You can add together any two vectors to get another vector. Further, this addition is completely compatible with the scalar multiplication so that \alpha\textbf{v} + \beta\textbf{v} = (\alpha + \beta)\textbf{v} and \alpha(\textbf{v} + \textbf{w}) = \alpha\textbf{v} + \alpha\textbf{w}. This of course means that every vector has a negative vector. Further 0\textbf{v} = 0\textbf{w} for all vectors \textbf{v} and \textbf{w}. This is the distinguished vector called the zero vector. The sum of any vector \textbf{v} and the zero vector is just the vector \textbf{v}.

Every vector space has a basis (though some have an infinite basis).
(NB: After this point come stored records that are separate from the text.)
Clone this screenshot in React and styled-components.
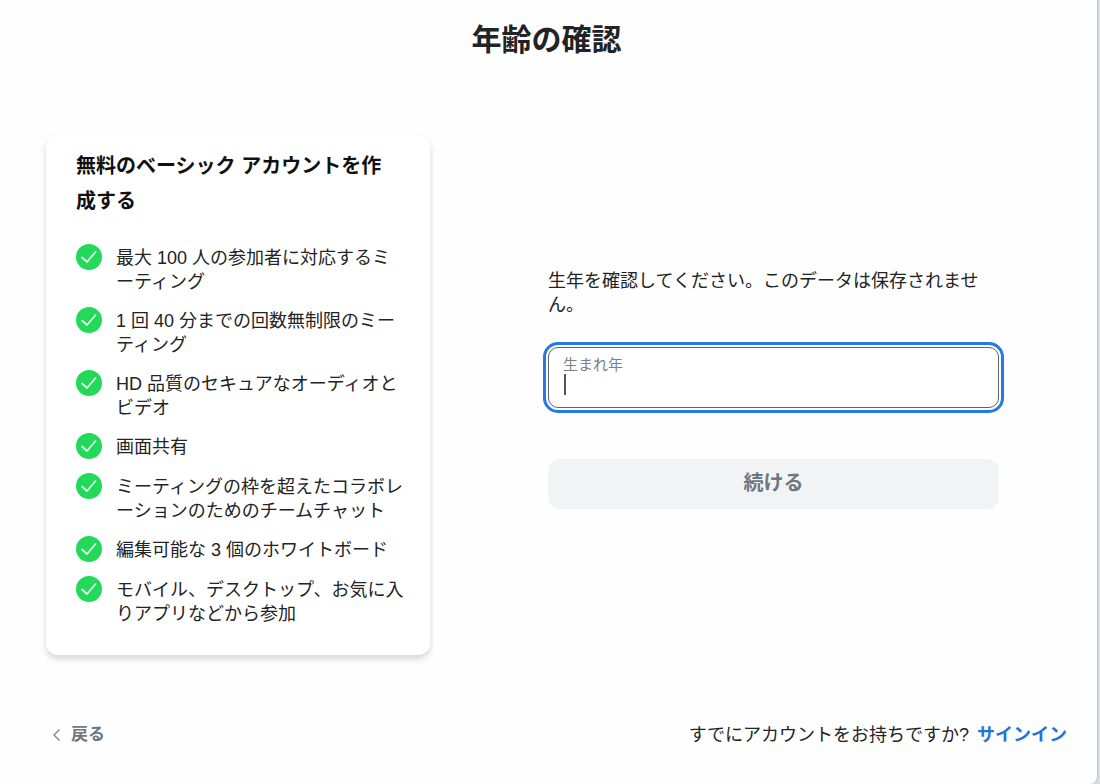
import React, { useState } from "react";
import styled, { createGlobalStyle } from "styled-components";

const GlobalStyle = createGlobalStyle`
  *, *::before, *::after { box-sizing: border-box; }
  body {
    margin: 0;
    background: #d9dadc;
    color: #222325;
    font-family: "Liberation Sans", "Noto Sans CJK JP", sans-serif;
    font-size: 18px;
    line-height: 24px;
  }
`;

const Dialog = styled.div`
  display: flex;
  flex-direction: column;
  min-height: 100vh;
  margin-right: 2px;
  background: #fefefe;
  border-right: 1px solid #c4c5c7;
  border-bottom-right-radius: 8px;
`;

const Title = styled.h1`
  margin: 0;
  padding: 20px 4px 20px 0;
  font-size: 30px;
  line-height: 40px;
  font-weight: 700;
  text-align: center;
`;

const Content = styled.main`
  display: grid;
  grid-template-columns: 384px 1fr;
  gap: 118px;
  padding: 55px 98px 0 46px;
`;

const Card = styled.section`
  padding: 14px 25px 29px 30px;
  border-radius: 12px;
  background: #fff;
  box-shadow: 0 4px 6px rgba(0, 0, 0, 0.16);
`;

const CardTitle = styled.h2`
  margin: 0 0 25px;
  padding-right: 12px;
  font-size: 20px;
  line-height: 35px;
  font-weight: 700;
  color: #111;
`;

const FeatureList = styled.ul`
  display: flex;
  flex-direction: column;
  gap: 13px;
  margin: 0;
  padding: 0;
  list-style: none;
`;

const Feature = styled.li`
  display: flex;
  align-items: flex-start;
  gap: 14px;
  min-height: 27px;
`;

const CheckMark = styled.svg`
  flex: none;
  width: 26px;
  height: 26px;
`;

const FeatureText = styled.span`
  flex: 1;
  padding-top: 2px;
`;

const Form = styled.form`
  padding-top: 134px;
`;

const Prompt = styled.p`
  margin: 0;
`;

const Field = styled.div`
  position: relative;
  margin: 30px 0 51px;
`;

const FieldLabel = styled.label`
  position: absolute;
  top: 8px;
  left: 15px;
  font-size: 15px;
  line-height: 20px;
  color: #7b7f88;
`;

const YearInput = styled.input`
  display: block;
  width: 100%;
  height: 61px;
  padding: 24px 15px 8px;
  border: 1px solid #60636b;
  border-radius: 10px;
  outline: 3px solid #2379e6;
  outline-offset: 2px;
  background: #fff;
  color: inherit;
  font: inherit;
  caret-color: transparent;
`;

const Caret = styled.span`
  position: absolute;
  top: 27px;
  left: 16px;
  width: 2px;
  height: 21px;
  background: #555;
  pointer-events: none;
`;

const ContinueButton = styled.button`
  display: block;
  width: 100%;
  height: 50px;
  padding: 0 0 2px;
  border: 0;
  border-radius: 12px;
  background: #f1f3f5;
  color: #6e7680;
  font: inherit;
  font-size: 20px;
  font-weight: 700;
`;

const Footer = styled.footer`
  display: flex;
  justify-content: space-between;
  align-items: center;
  margin-top: auto;
  padding: 0 30px 37px 52px;
`;

const BackButton = styled.button`
  display: flex;
  align-items: center;
  gap: 10px;
  padding: 0;
  border: 0;
  background: none;
  color: #6e7680;
  font: inherit;
  font-size: 17px;
  font-weight: 700;
`;

const SignIn = styled.p`
  margin: 0;
`;

const SignInLink = styled.a`
  margin-left: 8px;
  color: #2272d8;
  font-weight: 700;
  text-decoration: none;
`;

const features = [
  "最大 100 人の参加者に対応するミーティング",
  "1 回 40 分までの回数無制限のミーティング",
  "HD 品質のセキュアなオーディオとビデオ",
  "画面共有",
  "ミーティングの枠を超えたコラボレーションのためのチームチャット",
  "編集可能な 3 個のホワイトボード",
  "モバイル、デスクトップ、お気に入りアプリなどから参加",
];

export default function App() {
  const [year, setYear] = useState("");

  return (
    <>
      <GlobalStyle />
      <Dialog lang="ja">
        <Title>年齢の確認</Title>
        <Content>
          <Card>
            <CardTitle>無料のベーシック アカウントを作成する</CardTitle>
            <FeatureList>
              {features.map((text) => (
                <Feature key={text}>
                  <CheckMark viewBox="0 0 26 26" aria-hidden="true">
                    <circle cx="13" cy="13" r="13" fill="#23d959" />
                    <path
                      d="M6 13.5 11 18 19.5 8"
                      fill="none"
                      stroke="#e9fbee"
                      strokeWidth="1.7"
                      strokeLinecap="round"
                      strokeLinejoin="round"
                    />
                  </CheckMark>
                  <FeatureText>{text}</FeatureText>
                </Feature>
              ))}
            </FeatureList>
          </Card>
          <Form onSubmit={(event) => event.preventDefault()}>
            <Prompt>生年を確認してください。このデータは保存されません。</Prompt>
            <Field>
              <FieldLabel htmlFor="birth-year">生まれ年</FieldLabel>
              <YearInput
                id="birth-year"
                inputMode="numeric"
                value={year}
                onChange={(event) => setYear(event.target.value)}
              />
              {year === "" && <Caret />}
            </Field>
            <ContinueButton type="submit" disabled={year === ""}>
              続ける
            </ContinueButton>
          </Form>
        </Content>
        <Footer>
          <BackButton type="button">
            <svg width="9" height="14" viewBox="0 0 9 14" aria-hidden="true">
              <path d="M7.5 1.5 2 7l5.5 5.5" fill="none" stroke="#83878e" strokeWidth="1.4" />
            </svg>
            戻る
          </BackButton>
          <SignIn>
            すでにアカウントをお持ちですか?
            <SignInLink href="#signin">サインイン</SignInLink>
          </SignIn>
        </Footer>
      </Dialog>
    </>
  );
}
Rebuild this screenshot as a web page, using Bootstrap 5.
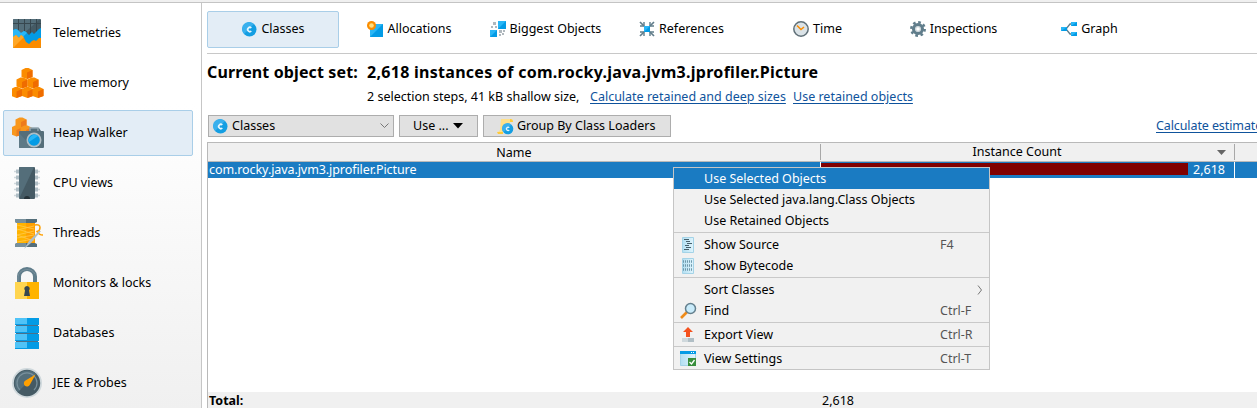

A basis is a minimal subset of the vectors such that every vector vector can be written as the sum of multiples of the basis vectors. So, if the whole basis is \textbf{v} and \textbf{w}, then every vector can be written as \alpha\textbf{v} + \beta\textbf{w}. A basis is a minimal subset in that no basis element can be written as the sum of multiples of the other elements. Equivalently, this means that the only way to express the zero vector with the basis is by having every basis element multiplied by the scalar zero.

Okay, but what is an orthonormal basis?

You need more than just a vector space to make a Clifford algebra. You need either a quadratic form or a dot-product defined on the vectors.

A quadratic form on a vector is a function Q that takes in a vector and outputs a scalar. Further, Q(\alpha\textbf{v}) = \alpha^2 Q(\textbf{v}) for all scalars \alpha and all vectors \textbf{v}.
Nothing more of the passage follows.